Para ela, o amor cristão não é uma emoção, mas uma atitude “deliberada de onde as relações sustentadas com outras pessoas são mantidas em equilíbrio, pela orientação deliberada de alguém para com Deus e seu “próprio respeito”, no sentido correto, amor próprio”. É por isso que o amor é o verdadeiro fundamento e a essência de uma vida santa, por que denota a forma de viver de uma alma que reflete a imagem divina cujo maior interesse é satisfazer a vontade daquele que a criou. Esse compromisso, quando devidamente compreendido pelo cristão, é o que fará a diferença na sua vida espiritual. A santificação é a expressão externa do amor.
Sobre isso, aliás, a Dra.

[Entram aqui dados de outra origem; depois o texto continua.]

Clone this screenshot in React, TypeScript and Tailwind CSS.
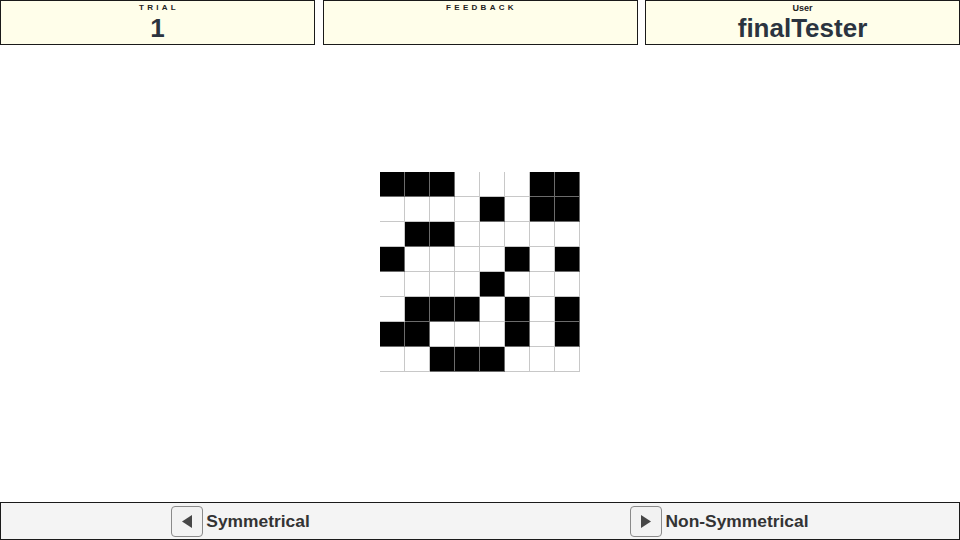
import { ReactNode } from "react";

const PATTERN = [
  [1, 1, 1, 0, 0, 0, 1, 1],
  [0, 0, 0, 0, 1, 0, 1, 1],
  [0, 1, 1, 0, 0, 0, 0, 0],
  [1, 0, 0, 0, 0, 1, 0, 1],
  [0, 0, 0, 0, 1, 0, 0, 0],
  [0, 1, 1, 1, 0, 1, 0, 1],
  [1, 1, 0, 0, 0, 1, 0, 1],
  [0, 0, 1, 1, 1, 0, 0, 0],
];

function InfoBox({ label, value, spaced = true }: { label: string; value?: string; spaced?: boolean }) {
  return (
    <div className="w-[315px] h-[45px] border border-[#1a1a1a] bg-[#fffeea] flex flex-col items-center pt-[2px]">
      <div
        className={
          spaced
            ? "text-[8px] leading-[10px] font-bold tracking-[3.3px] text-[#222] pl-[3px]"
            : "text-[9px] leading-[10px] font-bold text-[#222]"
        }
      >
        {label}
      </div>
      {value && <div className="text-[26px] leading-[30px] font-bold text-[#2b3440]">{value}</div>}
    </div>
  );
}

function ChoiceButton({ children, dir }: { children: ReactNode; dir: "left" | "right" }) {
  return (
    <div className="flex items-center gap-[3px]">
      <button className="w-[32px] h-[31px] rounded-[4px] border border-[#8a8a8a] bg-[#f2f2f2] flex items-center justify-center">
        {dir === "left" ? (
          <svg width="10" height="13" viewBox="0 0 10 13">
            <polygon points="10,0 10,13 0,6.5" fill="#474747" />
          </svg>
        ) : (
          <svg width="10" height="13" viewBox="0 0 10 13">
            <polygon points="0,0 0,13 10,6.5" fill="#474747" />
          </svg>
        )}
      </button>
      <span className="text-[17.4px] font-bold text-[#333]">{children}</span>
    </div>
  );
}

export default function App() {
  return (
    <div className="w-[960px] h-[540px] flex flex-col bg-white font-['Liberation_Sans',Arial,sans-serif]">
      <header className="flex justify-between">
        <InfoBox label="TRIAL" value="1" />
        <InfoBox label="FEEDBACK" />
        <InfoBox label="User" value="finalTester" spaced={false} />
      </header>

      <main className="flex-1 flex items-center justify-center pb-[3px]">
        <div className="grid grid-cols-8">
          {PATTERN.flat().map((cell, i) => (
            <div
              key={i}
              className={
                cell
                  ? "w-[25px] h-[25px] bg-black border-r border-b border-[#6b6b6b]"
                  : "w-[25px] h-[25px] bg-white border-r border-b border-[#c8c8c8]"
              }
            />
          ))}
        </div>
      </main>

      <footer className="h-[38px] border border-[#1a1a1a] bg-[#f4f4f4] flex">
        <div className="flex-1 flex items-center justify-center">
          <ChoiceButton dir="left">Symmetrical</ChoiceButton>
        </div>
        <div className="flex-1 flex items-center justify-center">
          <ChoiceButton dir="right">Non-Symmetrical</ChoiceButton>
        </div>
      </footer>
    </div>
  );
}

Wynkoop explica que não há qualquer distinção essencial entre a primeira crise de justificação e a segunda crise da inteira santificação. Ambas as crises são santificantes, mas “a diferença entre as duas é simplesmente uma diferença entre graus de compromisso.” Desse modo, o cristão maduro, inteiramente santificado, aperfeiçoado no amor é aquele que não teve por preciosa a sua própria vida – aqui entendida sua própria existência – anseios e disposições, e aceitou entregá-la no altar para viver a experiência de uma nova vida baseada na boa, agradável e perfeita vontade de Deus – no amor a Ele e ao próximo.
Finalmente, algo que fica evidente em Wynkoop como era em Wesley é que sua teologia não segue pressupostos sistemáticos. Com isso queremos dizer que é uma teologia bíblica, portanto, mais livre e somente dessa maneira é que ela pode ser dinâmica, pois, no dizer da autora, “a ênfase dinâmica em relação a Deus, ao homem, ao amor, à graça, à natureza e à salvação e às relações interpessoais é crucial à fé cristã.”
Assim como Wynkoop escreveu sobre a teologia de Wesley o mesmo podemos dizer a respeito dela, “sua teologia foi feita para encaixar nas possibilidades humanas” e é assim que apresentamos esta obra com a convicção de que é um material de conteúdo extremamente útil não apenas para pastores, professores e seminaristas de origem e confissão armínio-wesleyana, mas para todo estudioso da bíblia e da teologia cristã.
É nosso desejo que a leitura deste livro produza frutos em abundância além das fronteiras das salas de aula, dentro e fora da Igreja.